Genre(s): Vocal Jazz
When Dheepa Chari sings, there is a sense that everything is alright with the world.
Although music can be broken down to its various parts, each component meticulously analyzed, it doesn’t change the fact that, for many listeners, its primary function is to provide escapism. Through Chari’s dulcet croon, that imaginary paradise is found.

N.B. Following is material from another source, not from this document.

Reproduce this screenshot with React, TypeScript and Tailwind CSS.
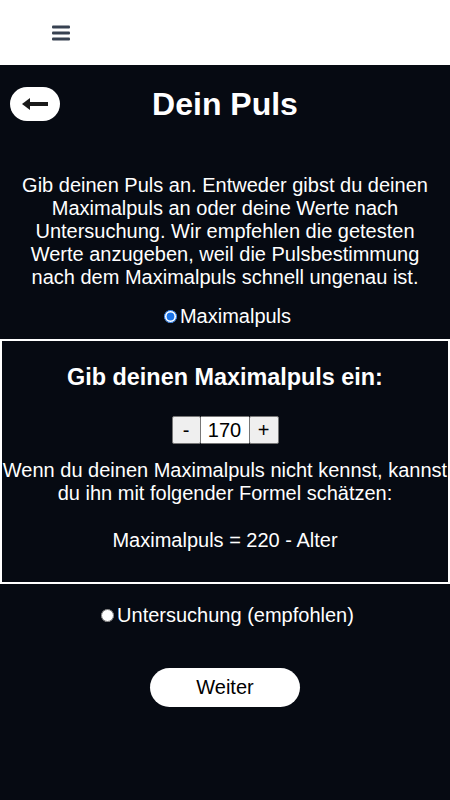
import { useState } from "react";

export default function App() {
  const [mode, setMode] = useState("max");
  const [puls, setPuls] = useState(170);

  return (
    <div className="min-h-[800px] bg-[#060a12] text-white font-['Liberation_Sans',Arial,sans-serif] text-[20px] leading-[23px]">
      <div className="h-[65px] bg-white flex items-center pl-[52px]">
        <svg width="18" height="16" viewBox="0 0 18 16">
          <rect x="0" y="0.5" width="18" height="3" rx="1" fill="#374151" />
          <rect x="0" y="6.5" width="18" height="3" rx="1" fill="#374151" />
          <rect x="0" y="12.5" width="18" height="3" rx="1" fill="#374151" />
        </svg>
      </div>

      <div className="relative flex items-center justify-center h-[37px] mt-[21px]">
        <button className="absolute left-[10px] top-[1px] w-[50px] h-[34px] rounded-full bg-white flex items-center justify-center">
          <svg width="27" height="12" viewBox="0 0 27 12">
            <path d="M5 6h21" stroke="#1a1a1a" strokeWidth="4" />
            <path d="M0 6l8-6v12z" fill="#1a1a1a" />
          </svg>
        </button>
        <h1 className="text-[32px] leading-[37px] font-bold">Dein Puls</h1>
      </div>

      <p className="text-center px-[20px] mt-[51px]">
        Gib deinen Puls an. Entweder gibst du deinen Maximalpuls an oder deine Werte nach Untersuchung. Wir
        empfehlen die getesten Werte anzugeben, weil die Pulsbestimmung nach dem Maximalpuls schnell ungenau ist.
      </p>

      <label className="flex items-center justify-center mt-[16px] h-[23px]">
        <input
          type="radio"
          checked={mode === "max"}
          onChange={() => setMode("max")}
          className="w-[13px] h-[13px] accent-[#1a73e8] ml-[5px] mr-[3px]"
        />
        Maximalpuls
      </label>

      <div className="mt-[11px] border-2 border-white h-[245px] flex flex-col items-center pt-[23px]">
        <h2 className="text-[23.4px] leading-[27px] font-bold">Gib deinen Maximalpuls ein:</h2>
        <div className="flex mt-[25px] text-black h-[28px]">
          <button
            onClick={() => setPuls(puls - 1)}
            className="w-[29px] bg-[#efefef] border border-[#767676] rounded-[2px]"
          >
            -
          </button>
          <div className="w-[48px] bg-white flex items-center justify-center border-y border-[#767676]">{puls}</div>
          <button
            onClick={() => setPuls(puls + 1)}
            className="w-[30px] bg-[#efefef] border border-[#767676] rounded-[2px]"
          >
            +
          </button>
        </div>
        <p className="text-center mt-[15px]">
          Wenn du deinen Maximalpuls nicht kennst, kannst du ihn mit folgender Formel schätzen:
        </p>
        <p className="mt-[24px]">Maximalpuls = 220 - Alter</p>
      </div>

      <label className="flex items-center justify-center mt-[20px] h-[23px]">
        <input
          type="radio"
          checked={mode === "test"}
          onChange={() => setMode("test")}
          className="w-[13px] h-[13px] accent-[#1a73e8] ml-[5px] mr-[3px]"
        />
        Untersuchung (empfohlen)
      </label>

      <div className="flex justify-center mt-[41px]">
        <button className="w-[150px] h-[39px] rounded-full bg-white text-black">Weiter</button>
      </div>
    </div>
  );
}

In many ways, Chari recalls Sade. They are both exotic beauties with a soft, soulful voice, cool as ice yet radiating warmth; it’s a delicate balance that borders on contradiction. The main difference is that Sade has a rich British accent which stood out amidst the Whitney Houston high-note divas of the ‘80s. But Chari shares Sade’s subtle touch. Chari never shouts, never aims for unnecessary high notes; she is a smooth operator herself, seducing ears with lovingly crafted melodies.
On “My One and Only Love,” Chari gives a sweet, breezy performance that echoes the liveliness of Marc Gaston’s piano playing. Together they harmonize like the spring air. This is vocal jazz at its most emotionally uplifting; it’s hard to listen to “My One and Only Love” without smiling, without feeling the invigorating massage of the sun on your back.
“Summertime” is appropriately giddy, Fabio Serafini’s tumbling drums catching the wild energy of hip-hop. “Peel Me a Grape” hints at funk but Chari, who is classically trained, offers the gyrating rhythms deeply felt passion; her voice pours down like honey. The slower, highly romantic “Angel Eyes” is a work of nearly blinding gorgeousness. Chari’s sultry singing is absolutely breathtaking here as Gaston’s late-night piano helps turn the song into a candlelit love affair.
At only five tracks, “On 4th Street” provides merely a glimpse of Chari’s unmistakable talent; however, it’s more fulfilling than a number of recent whole albums.